En 9 lancements de sa fusée géante, SpaceX a certes réussi 3 rattrapages du premier étage (le « booster » ou « super heavy ») ce qui est remarquable, mais elle n’a toujours pas mis en orbite le moindre kilogramme et, sur les 4 seconds étages de la version 2, lancés ou testés, l’entreprise a connu 4 explosions de suite : 3 dans l’espace et une au sol, endommageant très sérieusement le centre d’essai de Boca Chica le 19 juin dernier (2).
Cette stratégie à base d’essais multiples pour apprendre et s’améliorer au fil du temps peut se justifier… A condition qu’elle ne dure pas trop longtemps.
La comparaison avec ce qui s’est passée de 1967 à 1973 (!) avec les fusées Saturne 5 est édifiante, au complet détriment du Starship.
Starship : 9 lancements : aucune mission menée (hors tests) et de nombreuses explosions.
Saturne 5 : 13 lancements, aucun échec.

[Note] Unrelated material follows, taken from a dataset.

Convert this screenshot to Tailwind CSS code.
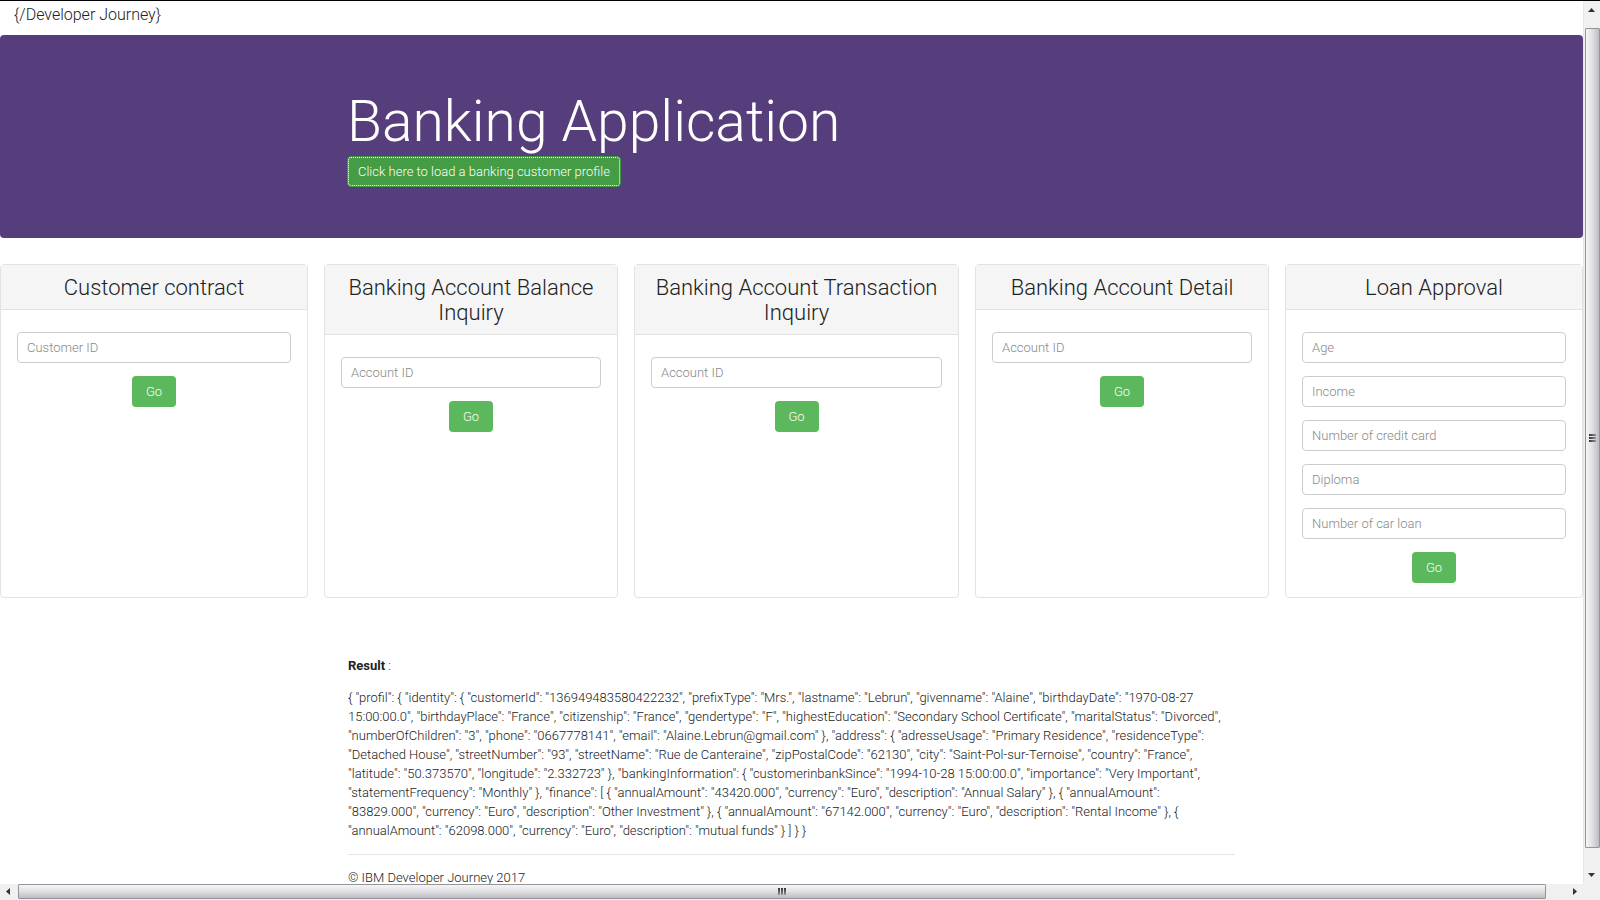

Une fusée à laquelle on a confié des vies humaines dès la seconde utilisation (Apollo 6) et que, dès la troisième (Apollo 8) on a chargé d’emmener des hommes autour de la Lune, une entreprise toute nouvelle et particulièrement périlleuse. On connaît la difficulté que rencontre aujourd’hui le programme Artemis pour refaire la même chose 57 ans plus tard ! Quel astronaute monterait en 2025 au sommet d’un Starship ?
On peut imaginer que, dans quelques années, ces balbutiements seront oubliés si, finalement, la fusée devient fiable. Hélas, à cette différence de fiabilité s’ajoute une différence de performances et d’efficacité.
Starship V1 : masse totale au décollage : 5 000 tonnes, masse satellisable (charge utile) en orbite basse : 50 tonnes pour la version réutilisable du lanceur (masse virtuelle pour l’instant, car elle ne l’a donc encore jamais fait) : La V2 placerait théoriquement 100 tonnes toujours en mode réutilisable, la V3, à terme, viserait les 200 tonnes.
Saturne 5 : masse totale au décollage : 3 000 tonnes, masse satellisable, toujours en orbite basse, 140 à 145 tonnes (masse effectivement satellisée cette fois) !
Donc, près de 60 ans après, disposant de toute l’expérience passée, de moyens informatiques sans commune mesure, SpaceX construit une fusée moins fiable et moins performante. La masse satellisable en orbite basse représente environ un centième de la masse totale de Starship au décollage quand, pour Saturne 5, elle représentait un vingtième ! L’efficacité a donc été divisée par 5 ! Bien sûr, le programme est pour l’instant moins cher (sans résultat toutefois) et l’on vise la réutilisation des lanceurs, mais c’est peut-être là le problème.
Pourquoi une telle chute de l’efficacité ?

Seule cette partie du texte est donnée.